* _Given request_
Exactly retype the lines from the one containing "Clone this screenshot in Web Components." through the one containing "</process-flow>"; both ends count, pictures do not.

* _Front-end source files_
::::
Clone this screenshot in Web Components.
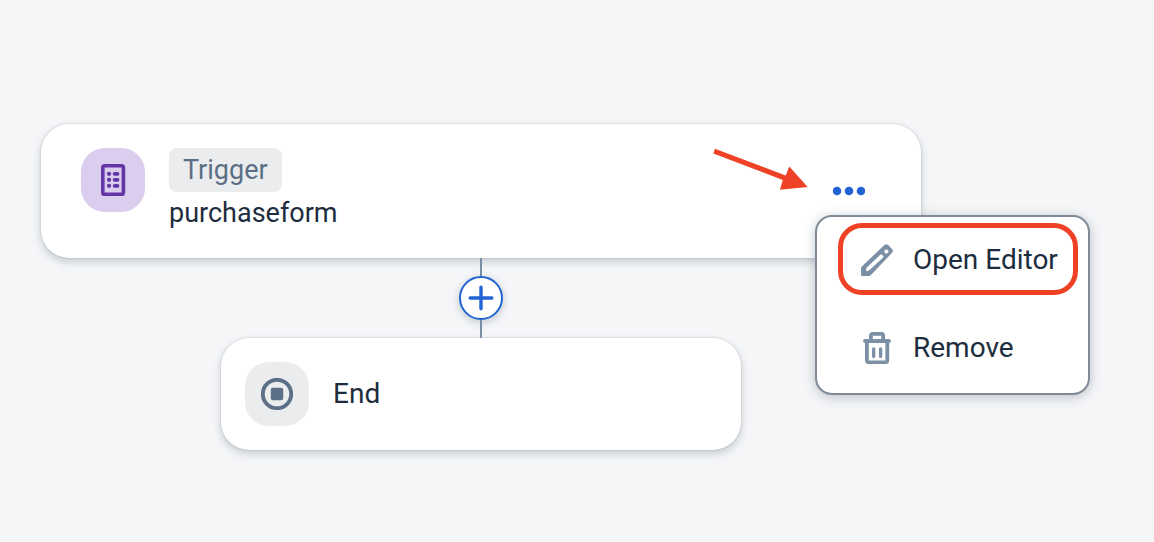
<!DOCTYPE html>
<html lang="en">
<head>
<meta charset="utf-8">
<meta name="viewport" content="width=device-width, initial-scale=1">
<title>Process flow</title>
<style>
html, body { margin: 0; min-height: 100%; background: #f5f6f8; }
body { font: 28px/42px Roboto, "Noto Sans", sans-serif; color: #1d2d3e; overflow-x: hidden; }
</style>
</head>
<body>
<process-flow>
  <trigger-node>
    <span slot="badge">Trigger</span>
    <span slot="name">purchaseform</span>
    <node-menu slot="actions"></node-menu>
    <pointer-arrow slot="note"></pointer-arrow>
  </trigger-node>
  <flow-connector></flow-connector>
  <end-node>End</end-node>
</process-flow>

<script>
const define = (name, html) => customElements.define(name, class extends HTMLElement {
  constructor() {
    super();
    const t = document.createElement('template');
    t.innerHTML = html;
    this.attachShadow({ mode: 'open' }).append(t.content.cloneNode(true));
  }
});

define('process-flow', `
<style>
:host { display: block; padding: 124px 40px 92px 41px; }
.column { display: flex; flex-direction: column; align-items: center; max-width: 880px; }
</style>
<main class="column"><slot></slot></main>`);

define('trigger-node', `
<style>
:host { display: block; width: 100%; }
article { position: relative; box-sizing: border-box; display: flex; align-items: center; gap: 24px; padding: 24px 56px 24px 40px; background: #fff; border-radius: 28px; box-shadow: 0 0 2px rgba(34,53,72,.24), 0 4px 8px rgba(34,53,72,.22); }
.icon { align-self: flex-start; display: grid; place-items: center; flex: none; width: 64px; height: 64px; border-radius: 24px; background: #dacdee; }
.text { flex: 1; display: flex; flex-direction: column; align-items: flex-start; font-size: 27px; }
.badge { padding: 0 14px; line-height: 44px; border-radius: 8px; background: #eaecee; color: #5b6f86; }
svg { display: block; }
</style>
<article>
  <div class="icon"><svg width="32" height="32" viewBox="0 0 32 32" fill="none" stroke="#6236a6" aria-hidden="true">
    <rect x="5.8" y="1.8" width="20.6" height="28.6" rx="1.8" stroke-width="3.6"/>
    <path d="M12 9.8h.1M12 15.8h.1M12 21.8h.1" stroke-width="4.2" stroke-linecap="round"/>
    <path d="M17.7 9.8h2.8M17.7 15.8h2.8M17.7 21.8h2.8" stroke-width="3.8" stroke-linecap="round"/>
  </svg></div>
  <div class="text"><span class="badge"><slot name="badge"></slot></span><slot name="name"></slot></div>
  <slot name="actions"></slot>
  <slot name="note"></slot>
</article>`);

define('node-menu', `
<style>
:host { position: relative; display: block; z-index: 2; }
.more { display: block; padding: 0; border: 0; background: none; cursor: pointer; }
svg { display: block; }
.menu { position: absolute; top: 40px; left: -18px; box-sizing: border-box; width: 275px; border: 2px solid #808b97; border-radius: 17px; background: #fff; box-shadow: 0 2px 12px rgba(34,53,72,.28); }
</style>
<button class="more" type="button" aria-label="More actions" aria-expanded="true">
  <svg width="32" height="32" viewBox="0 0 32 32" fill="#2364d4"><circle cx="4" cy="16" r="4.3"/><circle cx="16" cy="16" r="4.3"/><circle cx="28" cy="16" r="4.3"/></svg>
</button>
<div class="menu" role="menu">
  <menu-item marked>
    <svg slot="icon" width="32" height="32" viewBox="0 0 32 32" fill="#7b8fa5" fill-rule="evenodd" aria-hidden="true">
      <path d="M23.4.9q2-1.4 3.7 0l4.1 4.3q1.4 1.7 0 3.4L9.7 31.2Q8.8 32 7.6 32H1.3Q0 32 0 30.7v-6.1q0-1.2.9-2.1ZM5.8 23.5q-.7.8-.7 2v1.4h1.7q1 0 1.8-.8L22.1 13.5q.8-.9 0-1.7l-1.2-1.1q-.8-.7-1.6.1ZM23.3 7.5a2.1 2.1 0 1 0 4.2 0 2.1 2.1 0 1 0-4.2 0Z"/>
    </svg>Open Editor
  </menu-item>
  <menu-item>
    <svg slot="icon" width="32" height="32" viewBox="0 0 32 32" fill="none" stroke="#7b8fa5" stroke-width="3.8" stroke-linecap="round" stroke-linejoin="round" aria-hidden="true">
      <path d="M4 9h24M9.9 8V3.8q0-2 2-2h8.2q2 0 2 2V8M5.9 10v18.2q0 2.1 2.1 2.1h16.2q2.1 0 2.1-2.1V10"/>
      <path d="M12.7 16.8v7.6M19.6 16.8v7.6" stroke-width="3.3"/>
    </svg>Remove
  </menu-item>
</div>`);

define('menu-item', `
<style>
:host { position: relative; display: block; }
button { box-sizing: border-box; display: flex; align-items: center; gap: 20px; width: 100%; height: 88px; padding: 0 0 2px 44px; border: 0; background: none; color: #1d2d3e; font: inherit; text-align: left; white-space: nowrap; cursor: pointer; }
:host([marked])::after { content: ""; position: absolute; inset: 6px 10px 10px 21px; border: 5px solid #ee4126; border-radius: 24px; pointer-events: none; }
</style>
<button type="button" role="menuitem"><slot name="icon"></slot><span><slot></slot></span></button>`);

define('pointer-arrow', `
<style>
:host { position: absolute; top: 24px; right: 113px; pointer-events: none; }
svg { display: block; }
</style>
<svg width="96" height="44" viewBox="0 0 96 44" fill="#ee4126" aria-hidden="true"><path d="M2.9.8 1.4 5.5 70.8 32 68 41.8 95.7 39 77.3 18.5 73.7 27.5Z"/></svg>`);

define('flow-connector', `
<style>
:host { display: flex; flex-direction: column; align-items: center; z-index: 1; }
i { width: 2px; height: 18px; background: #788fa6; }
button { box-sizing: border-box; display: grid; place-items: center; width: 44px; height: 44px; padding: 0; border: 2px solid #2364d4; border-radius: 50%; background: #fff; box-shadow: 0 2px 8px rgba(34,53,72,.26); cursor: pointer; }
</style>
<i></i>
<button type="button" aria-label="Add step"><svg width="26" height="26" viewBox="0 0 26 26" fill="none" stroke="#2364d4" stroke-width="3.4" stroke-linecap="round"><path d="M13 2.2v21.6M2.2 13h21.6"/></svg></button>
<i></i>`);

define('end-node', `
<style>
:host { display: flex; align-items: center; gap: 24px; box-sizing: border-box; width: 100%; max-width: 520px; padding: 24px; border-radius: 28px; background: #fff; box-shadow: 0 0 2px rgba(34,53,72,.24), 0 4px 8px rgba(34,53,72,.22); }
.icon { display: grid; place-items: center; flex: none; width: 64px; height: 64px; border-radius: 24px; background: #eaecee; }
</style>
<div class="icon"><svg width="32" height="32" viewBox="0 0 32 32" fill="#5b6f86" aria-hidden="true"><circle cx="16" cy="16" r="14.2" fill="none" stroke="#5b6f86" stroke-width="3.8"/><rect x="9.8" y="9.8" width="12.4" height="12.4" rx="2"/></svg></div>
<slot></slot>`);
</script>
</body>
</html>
::::
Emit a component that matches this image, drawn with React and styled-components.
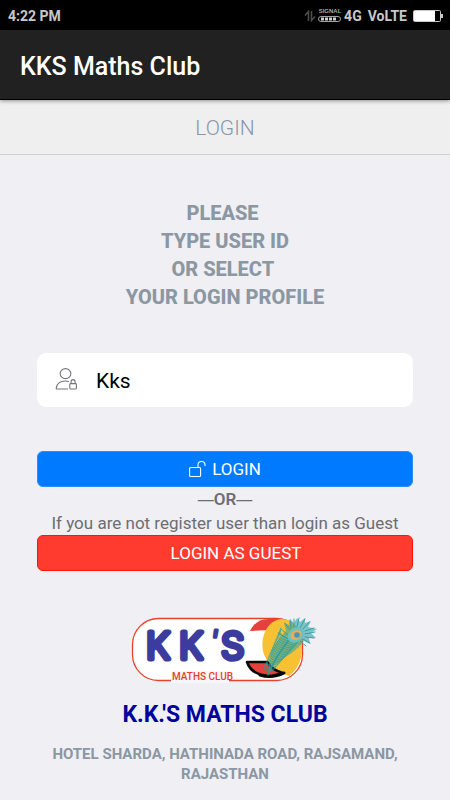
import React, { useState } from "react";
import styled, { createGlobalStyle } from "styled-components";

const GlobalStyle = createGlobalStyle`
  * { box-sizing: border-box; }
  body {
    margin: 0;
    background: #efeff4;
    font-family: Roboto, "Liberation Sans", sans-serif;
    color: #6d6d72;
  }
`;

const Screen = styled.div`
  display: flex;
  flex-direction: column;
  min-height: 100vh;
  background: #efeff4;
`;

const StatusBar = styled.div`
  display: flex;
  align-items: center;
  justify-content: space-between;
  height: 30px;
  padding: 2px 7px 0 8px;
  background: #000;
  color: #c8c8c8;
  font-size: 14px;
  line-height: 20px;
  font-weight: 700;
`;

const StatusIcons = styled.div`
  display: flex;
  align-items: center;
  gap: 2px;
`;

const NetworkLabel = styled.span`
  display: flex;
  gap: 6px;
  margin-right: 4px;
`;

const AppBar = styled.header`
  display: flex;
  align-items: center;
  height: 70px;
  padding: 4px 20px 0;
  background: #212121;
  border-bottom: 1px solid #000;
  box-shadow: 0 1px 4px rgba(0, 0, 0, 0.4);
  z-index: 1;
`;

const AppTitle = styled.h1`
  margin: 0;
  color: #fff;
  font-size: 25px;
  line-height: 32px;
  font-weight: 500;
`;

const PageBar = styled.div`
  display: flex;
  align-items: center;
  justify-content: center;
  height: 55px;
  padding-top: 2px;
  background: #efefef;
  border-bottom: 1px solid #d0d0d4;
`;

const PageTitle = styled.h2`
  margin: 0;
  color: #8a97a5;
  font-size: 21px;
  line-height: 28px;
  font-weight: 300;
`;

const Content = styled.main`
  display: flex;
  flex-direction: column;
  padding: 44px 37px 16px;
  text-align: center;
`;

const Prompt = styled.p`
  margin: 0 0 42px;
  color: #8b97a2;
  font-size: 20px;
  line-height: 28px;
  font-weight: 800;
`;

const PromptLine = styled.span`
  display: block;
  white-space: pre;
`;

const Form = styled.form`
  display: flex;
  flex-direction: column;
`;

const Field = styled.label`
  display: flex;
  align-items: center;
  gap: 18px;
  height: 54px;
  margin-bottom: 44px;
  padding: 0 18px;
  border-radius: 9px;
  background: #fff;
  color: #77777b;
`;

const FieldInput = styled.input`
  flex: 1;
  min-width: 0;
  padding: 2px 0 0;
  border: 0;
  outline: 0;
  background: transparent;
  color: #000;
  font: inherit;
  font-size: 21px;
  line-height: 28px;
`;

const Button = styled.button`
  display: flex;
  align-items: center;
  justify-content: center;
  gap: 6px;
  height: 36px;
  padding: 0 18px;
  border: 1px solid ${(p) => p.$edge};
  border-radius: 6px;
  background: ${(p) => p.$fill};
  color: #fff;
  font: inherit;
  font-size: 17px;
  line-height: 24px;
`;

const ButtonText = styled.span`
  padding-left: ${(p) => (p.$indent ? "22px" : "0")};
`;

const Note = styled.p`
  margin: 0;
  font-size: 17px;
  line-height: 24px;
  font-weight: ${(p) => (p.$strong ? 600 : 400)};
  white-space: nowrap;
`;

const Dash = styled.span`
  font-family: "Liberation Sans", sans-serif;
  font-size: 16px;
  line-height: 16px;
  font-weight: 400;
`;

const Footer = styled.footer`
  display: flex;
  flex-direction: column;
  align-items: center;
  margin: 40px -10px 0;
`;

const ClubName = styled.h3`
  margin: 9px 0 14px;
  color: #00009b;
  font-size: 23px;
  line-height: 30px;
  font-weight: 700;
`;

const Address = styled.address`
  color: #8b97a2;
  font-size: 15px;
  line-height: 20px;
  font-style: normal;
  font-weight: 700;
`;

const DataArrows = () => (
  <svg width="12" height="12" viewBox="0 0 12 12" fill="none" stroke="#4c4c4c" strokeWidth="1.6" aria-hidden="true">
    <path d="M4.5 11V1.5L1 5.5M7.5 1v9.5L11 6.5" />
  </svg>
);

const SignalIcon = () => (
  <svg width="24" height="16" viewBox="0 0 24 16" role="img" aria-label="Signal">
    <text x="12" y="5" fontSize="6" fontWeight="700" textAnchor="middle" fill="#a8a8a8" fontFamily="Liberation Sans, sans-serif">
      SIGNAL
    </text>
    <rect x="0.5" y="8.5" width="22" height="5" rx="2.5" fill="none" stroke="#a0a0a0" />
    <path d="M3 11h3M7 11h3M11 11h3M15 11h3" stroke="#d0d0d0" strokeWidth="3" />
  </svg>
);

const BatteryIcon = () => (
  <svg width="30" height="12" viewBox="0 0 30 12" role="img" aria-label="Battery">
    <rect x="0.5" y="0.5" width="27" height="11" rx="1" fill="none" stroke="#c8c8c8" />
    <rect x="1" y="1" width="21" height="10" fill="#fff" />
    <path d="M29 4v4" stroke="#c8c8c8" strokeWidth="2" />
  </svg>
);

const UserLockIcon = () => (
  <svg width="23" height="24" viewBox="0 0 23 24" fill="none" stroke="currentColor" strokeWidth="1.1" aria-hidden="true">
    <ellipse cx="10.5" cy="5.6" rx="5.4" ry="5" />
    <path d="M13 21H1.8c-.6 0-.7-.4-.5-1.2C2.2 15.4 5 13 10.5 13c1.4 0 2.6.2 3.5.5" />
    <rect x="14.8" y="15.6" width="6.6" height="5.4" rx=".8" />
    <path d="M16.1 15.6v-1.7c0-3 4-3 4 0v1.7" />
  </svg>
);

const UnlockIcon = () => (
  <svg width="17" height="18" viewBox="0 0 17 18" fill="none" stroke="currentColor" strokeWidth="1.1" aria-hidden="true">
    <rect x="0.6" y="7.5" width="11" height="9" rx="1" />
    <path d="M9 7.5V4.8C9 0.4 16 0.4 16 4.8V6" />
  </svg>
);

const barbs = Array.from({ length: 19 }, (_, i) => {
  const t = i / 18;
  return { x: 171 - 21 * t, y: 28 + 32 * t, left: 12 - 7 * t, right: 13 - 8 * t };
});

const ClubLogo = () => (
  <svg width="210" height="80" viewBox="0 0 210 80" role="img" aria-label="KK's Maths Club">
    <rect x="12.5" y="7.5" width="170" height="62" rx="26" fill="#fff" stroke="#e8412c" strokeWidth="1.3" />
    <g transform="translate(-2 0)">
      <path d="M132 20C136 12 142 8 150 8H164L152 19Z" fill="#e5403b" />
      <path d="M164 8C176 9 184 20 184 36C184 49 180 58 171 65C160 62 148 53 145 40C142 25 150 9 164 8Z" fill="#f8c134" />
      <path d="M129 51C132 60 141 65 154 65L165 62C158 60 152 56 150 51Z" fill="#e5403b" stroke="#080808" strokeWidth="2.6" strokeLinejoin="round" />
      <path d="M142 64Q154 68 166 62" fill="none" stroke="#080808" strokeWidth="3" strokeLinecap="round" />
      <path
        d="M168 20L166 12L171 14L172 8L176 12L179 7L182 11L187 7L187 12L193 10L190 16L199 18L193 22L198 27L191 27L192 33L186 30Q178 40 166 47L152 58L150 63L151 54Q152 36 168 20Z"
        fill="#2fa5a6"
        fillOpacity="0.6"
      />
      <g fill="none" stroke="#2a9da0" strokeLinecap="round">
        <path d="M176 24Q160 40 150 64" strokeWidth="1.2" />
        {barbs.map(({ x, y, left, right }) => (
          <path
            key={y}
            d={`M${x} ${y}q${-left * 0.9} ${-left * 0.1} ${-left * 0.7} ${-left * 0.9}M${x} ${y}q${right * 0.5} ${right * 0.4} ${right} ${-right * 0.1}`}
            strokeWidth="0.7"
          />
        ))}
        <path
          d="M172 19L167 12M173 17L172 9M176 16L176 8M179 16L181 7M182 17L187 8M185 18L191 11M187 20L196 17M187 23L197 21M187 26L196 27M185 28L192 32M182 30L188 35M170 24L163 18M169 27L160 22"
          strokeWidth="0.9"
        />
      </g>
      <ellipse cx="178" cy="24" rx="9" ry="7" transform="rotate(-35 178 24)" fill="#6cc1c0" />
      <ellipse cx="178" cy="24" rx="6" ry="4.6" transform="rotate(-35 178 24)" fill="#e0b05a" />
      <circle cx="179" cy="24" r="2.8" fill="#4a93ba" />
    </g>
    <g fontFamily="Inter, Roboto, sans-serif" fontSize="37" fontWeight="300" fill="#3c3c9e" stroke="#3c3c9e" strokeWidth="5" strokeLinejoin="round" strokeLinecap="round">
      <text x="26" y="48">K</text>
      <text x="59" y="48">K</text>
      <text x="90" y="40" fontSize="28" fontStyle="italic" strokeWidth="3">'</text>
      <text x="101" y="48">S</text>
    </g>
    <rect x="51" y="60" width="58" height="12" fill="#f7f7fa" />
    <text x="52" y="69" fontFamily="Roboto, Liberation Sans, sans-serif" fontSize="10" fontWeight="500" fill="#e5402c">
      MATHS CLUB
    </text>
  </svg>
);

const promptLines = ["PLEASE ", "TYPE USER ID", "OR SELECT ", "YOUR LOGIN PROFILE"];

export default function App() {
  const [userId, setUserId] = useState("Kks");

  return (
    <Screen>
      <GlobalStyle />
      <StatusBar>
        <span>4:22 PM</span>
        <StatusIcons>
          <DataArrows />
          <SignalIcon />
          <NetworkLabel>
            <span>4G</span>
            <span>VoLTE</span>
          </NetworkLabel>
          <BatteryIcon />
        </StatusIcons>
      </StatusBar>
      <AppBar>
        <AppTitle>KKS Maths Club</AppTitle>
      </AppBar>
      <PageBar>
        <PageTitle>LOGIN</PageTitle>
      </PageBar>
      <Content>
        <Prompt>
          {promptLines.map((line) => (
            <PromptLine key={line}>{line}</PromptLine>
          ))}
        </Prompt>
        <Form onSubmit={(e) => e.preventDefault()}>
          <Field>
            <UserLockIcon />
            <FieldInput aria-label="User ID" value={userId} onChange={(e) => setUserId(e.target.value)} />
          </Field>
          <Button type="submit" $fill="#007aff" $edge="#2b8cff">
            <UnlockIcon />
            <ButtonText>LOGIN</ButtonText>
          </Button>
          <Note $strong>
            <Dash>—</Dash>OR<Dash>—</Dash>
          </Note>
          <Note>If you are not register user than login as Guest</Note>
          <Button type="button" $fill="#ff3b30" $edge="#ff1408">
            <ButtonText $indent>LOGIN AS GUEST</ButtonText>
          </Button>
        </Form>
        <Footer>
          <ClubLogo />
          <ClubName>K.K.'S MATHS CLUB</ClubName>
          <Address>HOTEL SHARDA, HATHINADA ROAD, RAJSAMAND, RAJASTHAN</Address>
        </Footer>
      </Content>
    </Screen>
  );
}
::::
* _Answer_
Clone this screenshot in Web Components.
<!DOCTYPE html>
<html lang="en">
<head>
<meta charset="utf-8">
<meta name="viewport" content="width=device-width, initial-scale=1">
<title>Process flow</title>
<style>
html, body { margin: 0; min-height: 100%; background: #f5f6f8; }
body { font: 28px/42px Roboto, "Noto Sans", sans-serif; color: #1d2d3e; overflow-x: hidden; }
</style>
</head>
<body>
<process-flow>
  <trigger-node>
    <span slot="badge">Trigger</span>
    <span slot="name">purchaseform</span>
    <node-menu slot="actions"></node-menu>
    <pointer-arrow slot="note"></pointer-arrow>
  </trigger-node>
  <flow-connector></flow-connector>
  <end-node>End</end-node>
</process-flow>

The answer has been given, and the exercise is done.